Revista Zum

Yesterday I attended at São Paulo’s Museum of Modern Art, the launch of ”Revista Zum”, Brazil’s prestigious photography journal. Published by Instituto Moreira Salles, its tenth edition presents articles and essays by Brazilian and international photographers and scholars. 

At the launch, Japanese-born photographer working in São Paulo Tatewaki Nio showed his documentation of buildings designed by Freddy Mamani in El Alto, a suburb of La Paz, Bolivia.  German photographer Michael Wesely talked about his long-exposure photographs (some of which over a year) of Berlin landmarks, such as Potsdamer Platz, during their renovation work. The seminar was mediated by Guilherme Wisnik, professor of Art History at São Paulo University’s School of Architecture and Urbanism.

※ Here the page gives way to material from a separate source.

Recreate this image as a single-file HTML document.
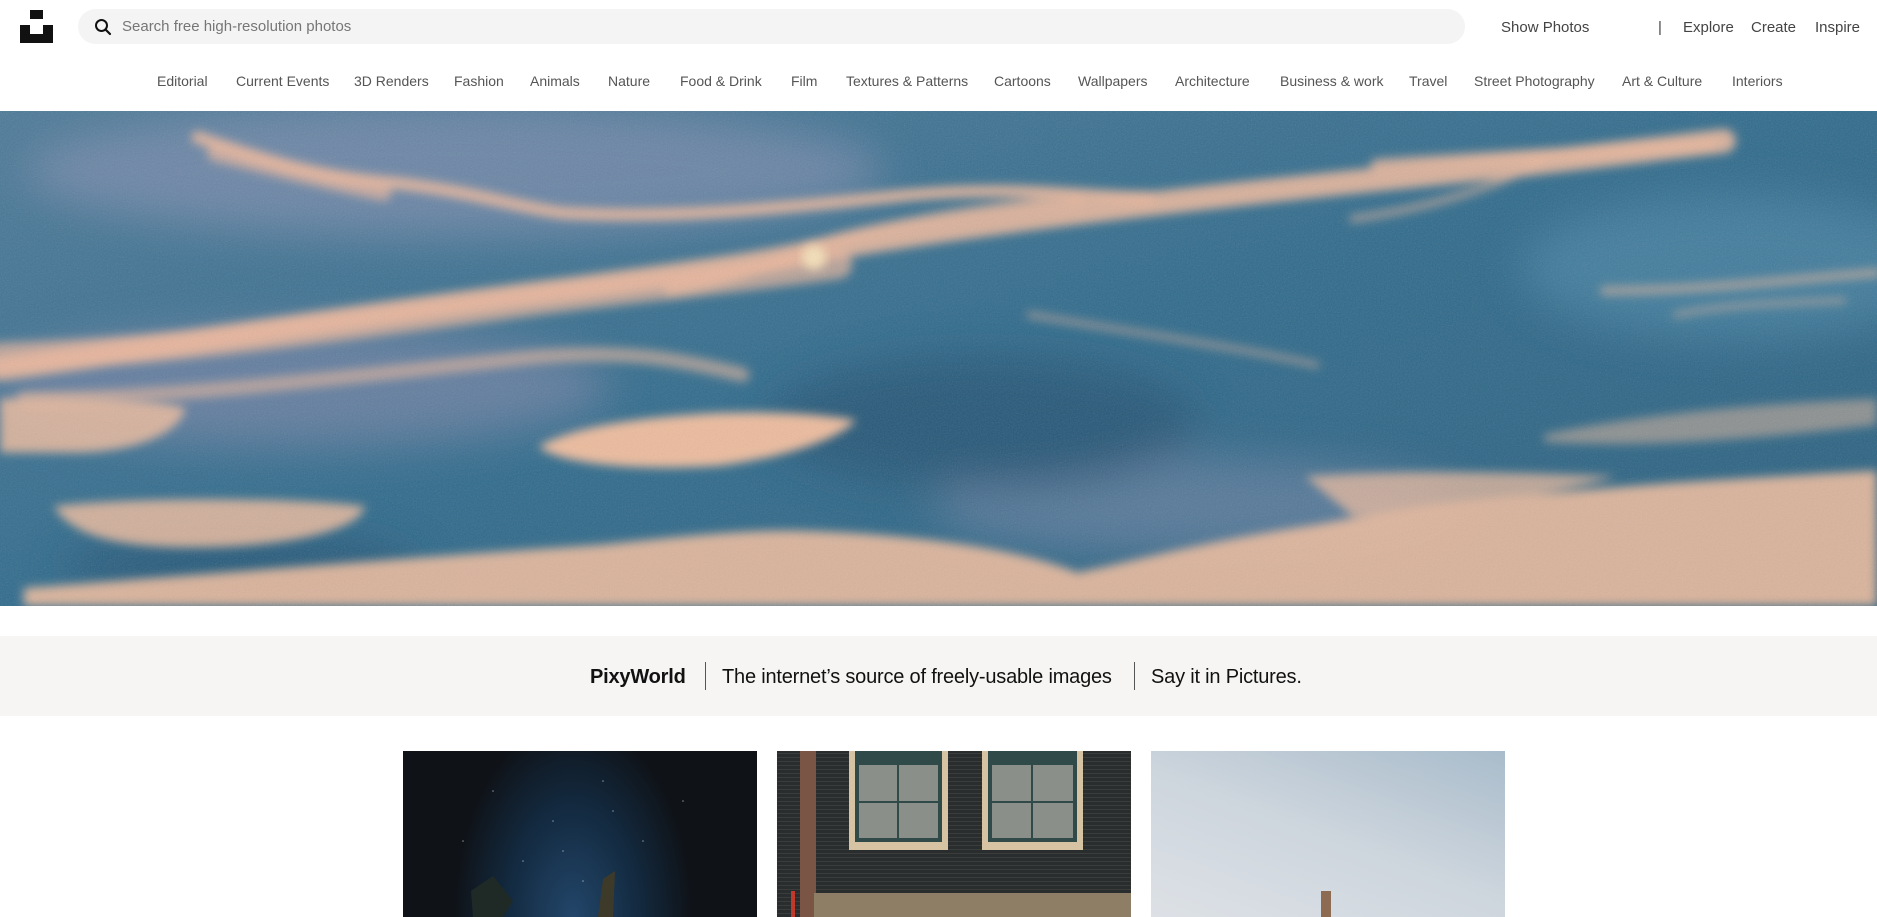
<!DOCTYPE html>
<html><head><meta charset="utf-8">
<style>
*{margin:0;padding:0;box-sizing:border-box}
html,body{width:1877px;height:917px;overflow:hidden;background:#fff;font-family:"Liberation Sans",Arial,sans-serif}
.abs{position:absolute}
.logo1{left:30px;top:10px;width:13px;height:9px;background:#111}
.logo2{left:20px;top:25px;width:33px;height:18px;background:#111}
.logo2:after{content:"";position:absolute;left:10px;top:0;width:13px;height:9px;background:#fff}
.search{left:78px;top:9px;width:1387px;height:35px;border-radius:18px;background:#f4f4f4}
.search span{position:absolute;left:44px;top:9px;font-size:15px;color:#767676}
.top{top:19px;font-size:15px;color:#444}
.nav{position:absolute;top:73px;font-size:14px;color:#555;white-space:nowrap}
.hero{left:0;top:111px;width:1877px;height:495px}
.band{left:0;top:636px;width:1877px;height:80px;background:#f6f5f3}
.tag{position:absolute;top:666px;font-size:20px;color:#111;white-space:nowrap;letter-spacing:-0.2px}
.sep{position:absolute;top:662px;width:1px;height:28px;background:#555}
.card{position:absolute;top:751px;width:354px;height:166px;overflow:hidden}
</style></head><body>
<div class="abs logo1"></div><div class="abs logo2"></div>
<div class="abs search">
<svg class="abs" style="left:16px;top:9px" width="18" height="18" viewBox="0 0 18 18"><circle cx="7.5" cy="7.5" r="5.5" fill="none" stroke="#111" stroke-width="2"/><line x1="11.5" y1="11.5" x2="16" y2="16" stroke="#111" stroke-width="2.2" stroke-linecap="round"/></svg>
<span>Search free high-resolution photos</span></div>
<div class="abs top" style="left:1501px">Show Photos</div>
<div class="abs top" style="left:1658px">|</div>
<div class="abs top" style="left:1683px">Explore</div>
<div class="abs top" style="left:1751px">Create</div>
<div class="abs top" style="left:1815px">Inspire</div>

<div class="nav" style="left:157px">Editorial</div>
<div class="nav" style="left:236px">Current Events</div>
<div class="nav" style="left:354px">3D Renders</div>
<div class="nav" style="left:454px">Fashion</div>
<div class="nav" style="left:530px">Animals</div>
<div class="nav" style="left:608px">Nature</div>
<div class="nav" style="left:680px">Food &amp; Drink</div>
<div class="nav" style="left:791px">Film</div>
<div class="nav" style="left:846px">Textures &amp; Patterns</div>
<div class="nav" style="left:994px">Cartoons</div>
<div class="nav" style="left:1078px">Wallpapers</div>
<div class="nav" style="left:1175px">Architecture</div>
<div class="nav" style="left:1280px">Business &amp; work</div>
<div class="nav" style="left:1409px">Travel</div>
<div class="nav" style="left:1474px">Street Photography</div>
<div class="nav" style="left:1622px">Art &amp; Culture</div>
<div class="nav" style="left:1732px">Interiors</div>

<svg class="abs hero" viewBox="0 0 1568 413" preserveAspectRatio="none">
<defs>
<linearGradient id="bg" x1="0" y1="0" x2="1" y2="1"><stop offset="0" stop-color="#4d7a98"/><stop offset=".5" stop-color="#306b8c"/><stop offset="1" stop-color="#2b607f"/></linearGradient>
<filter id="b" x="-20%" y="-50%" width="140%" height="200%"><feGaussianBlur stdDeviation="4"/></filter>
<filter id="b2" x="-20%" y="-50%" width="140%" height="200%"><feGaussianBlur stdDeviation="18"/></filter>
<filter id="n"><feTurbulence type="fractalNoise" baseFrequency="0.9" numOctaves="2" result="t"/><feColorMatrix type="saturate" values="0"/><feComponentTransfer><feFuncA type="table" tableValues="0 0.18"/></feComponentTransfer></filter>
</defs>
<rect width="1568" height="413" fill="url(#bg)"/>
<g filter="url(#b2)" opacity=".65">
<ellipse cx="380" cy="50" rx="360" ry="55" fill="#8290b0"/>
<ellipse cx="250" cy="230" rx="260" ry="50" fill="#7a86a8"/>
<ellipse cx="1000" cy="330" rx="220" ry="40" fill="#6d84a4"/>
<ellipse cx="1450" cy="130" rx="180" ry="60" fill="#4e88a7"/>
<ellipse cx="820" cy="260" rx="180" ry="55" fill="#24506f"/>
<ellipse cx="200" cy="380" rx="150" ry="25" fill="#24506f"/>
</g>
<g filter="url(#b)" fill="none" stroke="#e9b79c" stroke-linecap="round">
<path d="M165 22 C220 40 260 55 330 60 C400 68 430 80 470 85 C560 90 640 82 760 70 C850 62 910 72 960 72" stroke-width="10" opacity=".9"/>
<path d="M180 35 C240 50 280 60 320 68" stroke-width="14" opacity=".7"/>
<path d="M0 215 C150 195 300 170 480 148 C600 132 650 125 690 115 C800 95 1000 72 1200 52 C1300 42 1380 32 1440 25" stroke-width="20" opacity=".9"/>
<path d="M0 205 C120 202 250 185 400 165 C520 148 620 140 700 128" stroke-width="24" opacity=".7"/>
<path d="M20 240 C150 240 300 220 450 205 C520 200 560 205 620 220" stroke-width="12" opacity=".6"/>
<path d="M560 150 C620 140 660 120 690 110 C720 100 820 80 900 75" stroke-width="10" opacity=".8"/>
<path d="M1150 45 C1250 38 1330 35 1430 28" stroke-width="10" opacity=".8"/>
<path d="M1130 90 C1200 80 1260 60 1290 40" stroke-width="6" opacity=".6"/>
<path d="M860 170 C950 185 1050 200 1100 212" stroke-width="5" opacity=".55"/>
<path d="M1340 150 C1420 150 1500 140 1568 135" stroke-width="7" opacity=".6"/>
<path d="M1400 170 C1450 160 1500 160 1540 158" stroke-width="5" opacity=".5"/>
</g>
<circle cx="680" cy="122" r="10" fill="#f4e0b8" filter="url(#b)"/>
<g filter="url(#b)" fill="#ecbb9d">
<path d="M450 280 C480 262 540 255 600 252 C660 250 700 255 715 258 C700 275 650 290 600 296 C540 300 470 296 450 280Z"/>
<path d="M0 240 C60 238 130 240 155 248 C150 270 110 285 60 285 L0 285Z" opacity=".85"/>
<path d="M45 330 C100 322 250 322 305 330 C300 350 240 364 160 364 C100 364 60 355 45 330Z" opacity=".85"/>
<path d="M20 398 C150 388 350 372 500 362 C560 356 610 350 660 350 C760 352 850 365 900 385 C950 375 1000 360 1100 345 C1200 325 1300 318 1400 310 C1480 305 1530 302 1568 300 L1568 413 L20 413Z" opacity=".9"/>
<path d="M1090 305 C1150 300 1250 300 1350 305 C1300 320 1200 333 1130 338Z" opacity=".75"/>
<path d="M1290 270 C1360 255 1450 245 1568 240 L1568 262 C1480 272 1380 282 1290 276Z" opacity=".5"/>
</g>
<rect width="1568" height="413" filter="url(#n)"/>
</svg>

<div class="abs band"></div>
<div class="tag" style="left:590px;font-weight:bold">PixyWorld</div>
<div class="sep" style="left:705px"></div>
<div class="tag" style="left:722px">The internet’s source of freely-usable images</div>
<div class="sep" style="left:1134px"></div>
<div class="tag" style="left:1151px">Say it in Pictures.</div>

<div class="card" style="left:403px;background:radial-gradient(ellipse 120px 200px at 48% 100%,#23466a 0%,#132a40 55%,#0f1217 100%)">
<svg width="354" height="166" style="position:absolute;left:0;top:0">
<g fill="#cfd8e6" opacity=".6"><circle cx="90" cy="40" r=".8"/><circle cx="150" cy="70" r=".8"/><circle cx="200" cy="30" r=".8"/><circle cx="120" cy="110" r=".8"/><circle cx="240" cy="90" r=".8"/><circle cx="180" cy="130" r=".8"/><circle cx="60" cy="90" r=".8"/><circle cx="280" cy="50" r=".8"/><circle cx="160" cy="100" r=".8"/><circle cx="210" cy="60" r=".8"/></g>
<path d="M68 140 L90 125 L110 150 L100 166 L70 166Z" fill="#1f2a26"/>
<path d="M200 128 L212 120 L210 166 L195 166Z" fill="#3d3a2a"/>
</svg></div>

<div class="card" style="left:777px;background:repeating-linear-gradient(0deg,#2a2d2d 0 3px,#3a3d3c 3px 4px)">
<div class="abs" style="left:23px;top:0;width:16px;height:166px;background:#7a5444"></div>
<div class="abs" style="left:72px;top:0;width:99px;height:99px;background:#d6c3a4"></div>
<div class="abs" style="left:78px;top:0;width:87px;height:91px;background:#2f4a48"></div>
<div class="abs" style="left:82px;top:14px;width:79px;height:73px;background:#8b8f8a"></div>
<div class="abs" style="left:120px;top:14px;width:2px;height:73px;background:#2f4a48"></div>
<div class="abs" style="left:82px;top:50px;width:79px;height:2px;background:#2f4a48"></div>
<div class="abs" style="left:205px;top:0;width:101px;height:99px;background:#d6c3a4"></div>
<div class="abs" style="left:211px;top:0;width:89px;height:91px;background:#2f4a48"></div>
<div class="abs" style="left:215px;top:14px;width:81px;height:73px;background:#8b8f8a"></div>
<div class="abs" style="left:254px;top:14px;width:2px;height:73px;background:#2f4a48"></div>
<div class="abs" style="left:215px;top:50px;width:81px;height:2px;background:#2f4a48"></div>
<div class="abs" style="left:37px;top:142px;width:317px;height:24px;background:#8e7e66"></div>
<div class="abs" style="left:14px;top:140px;width:4px;height:26px;background:#c0392b"></div>
</div>

<div class="card" style="left:1151px;background:linear-gradient(200deg,#a9bccb 0%,#cdd5dd 50%,#dde1e6 100%)">
<div class="abs" style="left:170px;top:140px;width:10px;height:26px;background:#8c6b52"></div>
</div>
</body></html>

Through different approaches, both artists deal with the passage of time, as well light and form in Photography. Light and form is also the theme of my article in the journal on Brazilian entomologist and photographer José Oiticica Filho, active in the 1950s. 

Thyago Nogueira, editor of Zum, opens the Seminar.

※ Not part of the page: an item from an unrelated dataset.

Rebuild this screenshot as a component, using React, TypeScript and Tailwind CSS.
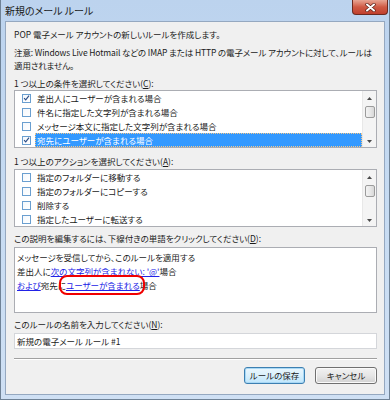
import React from 'react';

const font = "font-['Noto_Sans_CJK_JP','Noto_Sans',sans-serif] [font-feature-settings:'palt']";

function CheckBox({ checked }: { checked: boolean }) {
  return (
    <span className="w-[9px] h-[9px] border border-[#6a9fd0] bg-gradient-to-br from-[#f4f8fc] to-white flex items-center justify-center shrink-0">
      {checked && (
        <svg width="8" height="8" viewBox="0 0 8 8">
          <path d="M1.2 4.2 L3.1 6.2 L6.9 1.2" fill="none" stroke="#2d4e86" strokeWidth="1.3" />
        </svg>
      )}
    </span>
  );
}

function ScrollBar() {
  return (
    <div className="w-[14px] bg-[#f4f4f4] border-l border-[#e8e8e8] flex flex-col items-center">
      <svg width="7" height="14" viewBox="0 0 7 14" className="mt-[1px]">
        <path d="M1 8 L3.5 5 L6 8 Z" fill="#4a4a4a" />
      </svg>
      <div className="w-[10px] h-[12px] rounded-[2px] border border-[#9b9b9b] bg-gradient-to-r from-[#f3f3f3] via-[#e8e8e8] to-[#d8d8d8]" />
      <div className="flex-1" />
      <svg width="7" height="12" viewBox="0 0 7 12">
        <path d="M1 5 L3.5 8 L6 5 Z" fill="#4a4a4a" />
      </svg>
    </div>
  );
}

function CheckList({ items }: { items: { label: string; checked: boolean; selected?: boolean }[] }) {
  return (
    <div className="h-[58px] border border-[#abadb3] bg-white flex">
      <div className="flex-1 flex flex-col">
        {items.map((item) => (
          <div key={item.label} className="h-[14px] flex items-center">
            <span className="w-[16px] flex justify-end">
              <CheckBox checked={item.checked} />
            </span>
            <span className="w-[1px]" />
            <span
              className={
                item.selected
                  ? 'flex-1 h-[14px] ml-[3px] pl-[1px] bg-[#3399ff] text-white border border-dotted border-[#f3c78a] flex items-center'
                  : 'flex-1 h-[14px] ml-[3px] pl-[2px] text-[#1a1a1a] flex items-center'
              }
            >
              {item.label}
            </span>
          </div>
        ))}
      </div>
      <ScrollBar />
    </div>
  );
}

function Link({ children }: { children: React.ReactNode }) {
  return <span className="text-[#2222e6] underline underline-offset-[1px]">{children}</span>;
}

export default function App() {
  const conditions = [
    { label: '差出人にユーザーが含まれる場合', checked: true },
    { label: '件名に指定した文字列が含まれる場合', checked: false },
    { label: 'メッセージ本文に指定した文字列が含まれる場合', checked: false },
    { label: '宛先にユーザーが含まれる場合', checked: true, selected: true },
  ];
  const actions = [
    { label: '指定のフォルダーに移動する', checked: false },
    { label: '指定のフォルダーにコピーする', checked: false },
    { label: '削除する', checked: false },
    { label: '指定したユーザーに転送する', checked: false },
  ];

  return (
    <div className={`w-[390px] h-[400px] ${font} bg-gradient-to-b from-[#bcd3ee] via-[#c6dbf2] to-[#cfe0f4] border-x border-b border-[#6f8296] flex flex-col`}>
      {/* title bar */}
      <div className="h-[21px] flex items-start justify-between">
        <span className="pl-[4px] pt-[4px] text-[10px] leading-[13px] text-[#1a1a1a]">新規のメール ルール</span>
        <button className="mr-[1px] w-[36px] h-[15px] rounded-b-[4px] border border-t-0 border-[#6c2a20] bg-gradient-to-b from-[#e7a594] via-[#cf5a45] to-[#c0402d] flex items-center justify-center">
          <svg width="11" height="9" viewBox="0 0 11 9">
            <path d="M2 1.5 L9 7.5 M9 1.5 L2 7.5" stroke="#5a2018" strokeWidth="3.4" strokeLinecap="round" />
            <path d="M2 1.5 L9 7.5 M9 1.5 L2 7.5" stroke="#ffffff" strokeWidth="2" strokeLinecap="round" />
          </svg>
        </button>
      </div>

      {/* client area */}
      <div className="flex-1 mx-[4px] mb-[4px] border border-[#95a8c0] bg-[#f0f0f0] pl-[8px] pr-[7px] pt-[6px] text-[8.5px] text-[#1a1a1a] flex flex-col">
        <p className="leading-[13px]">POP 電子メール アカウントの新しいルールを作成します。</p>
        <p className="mt-[5px] leading-[13px] tracking-[-0.12px]">
          <span className="whitespace-nowrap">
            注意: Windows Live Hotmail などの IMAP または HTTP の電子メール アカウントに対して、ルールは
          </span>
          <br />
          適用されません。
        </p>

        <p className="mt-[5px] leading-[13px]">
          1 つ以上の条件を選択してください(<span className="underline">C</span>):
        </p>
        <CheckList items={conditions} />

        <p className="mt-[7px] leading-[13px]">
          1 つ以上のアクションを選択してください(<span className="underline">A</span>):
        </p>
        <div className="mt-[1px]">
          <CheckList items={actions} />
        </div>

        <p className="mt-[5px] leading-[13px]">
          この説明を編集するには、下線付きの単語をクリックしてください(<span className="underline">D</span>):
        </p>
        <div className="mt-[2px] h-[66px] border border-[#abadb3] bg-white pl-[2px] pt-[2px] leading-[14px]">
          <p>メッセージを受信してから、このルールを適用する</p>
          <p>
            差出人に<Link>次の文字列が含まれない: '@'</Link>場合
          </p>
          <p>
            <Link>および</Link>宛先に
            <span className="relative inline-block">
              <Link>ユーザーが含まれる</Link>
              <span className="absolute -left-[7px] -right-[5px] -top-[3px] -bottom-[3px] border-[2.5px] border-[#f00000] rounded-[8px]" />
            </span>
            場合
          </p>
        </div>

        <p className="mt-[5px] leading-[13px]">
          このルールの名前を入力してください(<span className="underline">N</span>):
        </p>
        <div className="mt-[2px] h-[16px] border border-[#d4d6da] bg-white pl-[2px] flex items-center">
          新規の電子メール ルール #1
        </div>

        <div className="mt-[9px] border-t border-[#a0a0a0] border-b border-b-white" />

        <div className="mt-[7px] flex justify-end gap-[10px]">
          <button className="w-[61px] h-[17px] rounded-[3px] border border-[#3c7fb1] bg-gradient-to-b from-[#eaf6fd] via-[#d9f0fc] to-[#bee6fd] text-[8.5px] text-[#1a1a1a] flex items-center justify-center shadow-[inset_0_0_0_1px_#a8d8f5]">
            ルールの保存
          </button>
          <button className="w-[62px] h-[17px] rounded-[3px] border border-[#707070] bg-gradient-to-b from-[#f2f2f2] via-[#e6e6e6] to-[#d2d2d2] text-[8.5px] text-[#1a1a1a] flex items-center justify-center shadow-[inset_0_0_0_1px_#fafafa]">
            キャンセル
          </button>
        </div>
      </div>
    </div>
  );
}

Michael Wesely, Guilherme Wisnik and Tatewaki Nio. In the background, an image of Potsdamer Platz.

Michael Wesely shows an image of his Berliner Schloss series.

One of Wesely’s custom-built cameras.

A camera installed over Leipziger Strasse, Berlin.

One of Nio’s São Paulo series photograph.

Rio’s photograph of a building in El Alto, Bolivia.

An image is worth more than a thousand words.